1941 Colima earthquake
- UTC time: 1941-04-15 19:09:56;
- ISC event: 900764;
- USGS-ANSS: ComCat;
- Local date: April 15, 1941;
- Local time: 13:09;
- Magnitude: 7.7 M_{s};
- Depth: 35 km (22 mi);
- Epicenter: 18°51′N 102°56′W﻿ / ﻿18.85°N 102.94°W
- Areas affected: Mexico
- Max. intensity: MMI X (Extreme)
- Casualties: 90 killed

= 1941 Colima earthquake =

Earthquake in Mexico

The 1941 Colima earthquake occurred on April 15 at 19:09 UTC (13:09 local time). The epicenter was located in the State of Michoacán, Mexico.
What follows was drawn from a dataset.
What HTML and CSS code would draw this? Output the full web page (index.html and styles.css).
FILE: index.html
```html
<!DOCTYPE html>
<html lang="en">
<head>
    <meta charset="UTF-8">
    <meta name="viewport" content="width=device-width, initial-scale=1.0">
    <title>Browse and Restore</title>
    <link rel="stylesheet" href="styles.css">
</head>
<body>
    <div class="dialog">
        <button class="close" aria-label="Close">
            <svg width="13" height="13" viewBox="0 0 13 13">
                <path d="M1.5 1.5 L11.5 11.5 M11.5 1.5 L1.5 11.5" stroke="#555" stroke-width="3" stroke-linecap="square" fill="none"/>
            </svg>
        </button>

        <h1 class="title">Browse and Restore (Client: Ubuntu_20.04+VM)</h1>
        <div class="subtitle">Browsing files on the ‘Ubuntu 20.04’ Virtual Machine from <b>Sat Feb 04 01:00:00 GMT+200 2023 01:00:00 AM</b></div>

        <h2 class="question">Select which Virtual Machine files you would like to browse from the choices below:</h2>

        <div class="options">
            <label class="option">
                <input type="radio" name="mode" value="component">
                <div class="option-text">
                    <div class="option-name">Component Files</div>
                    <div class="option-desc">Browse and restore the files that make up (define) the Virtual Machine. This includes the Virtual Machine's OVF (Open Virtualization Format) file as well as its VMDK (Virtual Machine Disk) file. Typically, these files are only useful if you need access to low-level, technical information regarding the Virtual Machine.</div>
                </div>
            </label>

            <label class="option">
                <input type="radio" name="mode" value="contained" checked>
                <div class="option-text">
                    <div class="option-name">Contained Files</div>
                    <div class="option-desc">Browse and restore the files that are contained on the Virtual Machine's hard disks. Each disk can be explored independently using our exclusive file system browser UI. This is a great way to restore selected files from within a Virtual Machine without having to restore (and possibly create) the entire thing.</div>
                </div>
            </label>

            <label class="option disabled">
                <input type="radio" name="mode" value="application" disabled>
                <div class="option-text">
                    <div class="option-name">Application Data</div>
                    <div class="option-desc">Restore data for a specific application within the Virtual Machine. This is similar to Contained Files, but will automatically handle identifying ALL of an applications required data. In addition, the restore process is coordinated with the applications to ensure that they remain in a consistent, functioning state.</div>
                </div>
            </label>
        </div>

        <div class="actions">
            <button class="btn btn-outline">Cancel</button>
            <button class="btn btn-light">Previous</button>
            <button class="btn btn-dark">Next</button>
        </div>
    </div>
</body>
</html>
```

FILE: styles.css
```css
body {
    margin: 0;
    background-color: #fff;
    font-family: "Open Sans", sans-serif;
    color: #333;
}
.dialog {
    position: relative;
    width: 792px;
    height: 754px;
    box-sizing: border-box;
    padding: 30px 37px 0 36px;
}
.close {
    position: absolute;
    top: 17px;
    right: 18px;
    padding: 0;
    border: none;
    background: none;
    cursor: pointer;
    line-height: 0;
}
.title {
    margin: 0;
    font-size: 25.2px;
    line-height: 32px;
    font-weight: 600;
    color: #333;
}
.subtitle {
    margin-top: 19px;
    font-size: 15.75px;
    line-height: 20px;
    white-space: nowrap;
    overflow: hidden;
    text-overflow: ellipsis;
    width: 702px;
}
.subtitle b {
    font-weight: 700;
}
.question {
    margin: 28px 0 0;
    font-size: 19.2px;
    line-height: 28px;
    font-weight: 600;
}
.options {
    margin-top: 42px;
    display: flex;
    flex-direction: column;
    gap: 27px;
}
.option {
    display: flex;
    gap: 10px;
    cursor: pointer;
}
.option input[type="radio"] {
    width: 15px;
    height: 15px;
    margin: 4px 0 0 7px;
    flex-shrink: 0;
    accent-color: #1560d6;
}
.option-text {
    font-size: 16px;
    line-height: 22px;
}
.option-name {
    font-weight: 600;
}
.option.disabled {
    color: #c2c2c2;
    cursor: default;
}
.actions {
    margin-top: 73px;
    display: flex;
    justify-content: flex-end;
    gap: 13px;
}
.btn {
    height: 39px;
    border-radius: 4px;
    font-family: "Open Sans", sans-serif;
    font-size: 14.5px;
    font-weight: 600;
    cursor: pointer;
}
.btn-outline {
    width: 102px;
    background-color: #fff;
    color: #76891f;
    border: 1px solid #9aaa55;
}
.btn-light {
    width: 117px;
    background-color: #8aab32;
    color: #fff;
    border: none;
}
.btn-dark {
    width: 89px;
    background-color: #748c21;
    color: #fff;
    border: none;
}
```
The magnitude of this earthquake was put at M_{s} 7.7 or M_{w} 7.7. The intensities were X (Extreme) in Colima, VIII (Severe) in Manzanillo, and V (Moderate) in Mexico City. Ninety people were reported dead. The cathedral of Colima was destroyed. Many houses and public buildings in Colima, including the Federal Palace (Palacio federal) and the Hidalgo Theater (Teatro Hidalgo), were damaged. Of the 8,000 houses in the city of Colima, 900 or 2000 collapsed, according to different sources.

This earthquake was an interplate earthquake between the Cocos plate and the North American plate. It occurred in the Colima region of the Middle America Trench. This earthquake was very close to where the 1973 Colima earthquake occurred. From the locally recorded time intervals between the arrival of the S wave and the P wave (S−P times) and from the felt intensities, it is suggested that the rupture zone of this earthquake was larger than the 1973 earthquake and may have extended into the rupture zone of the 1985 Michoacán earthquake.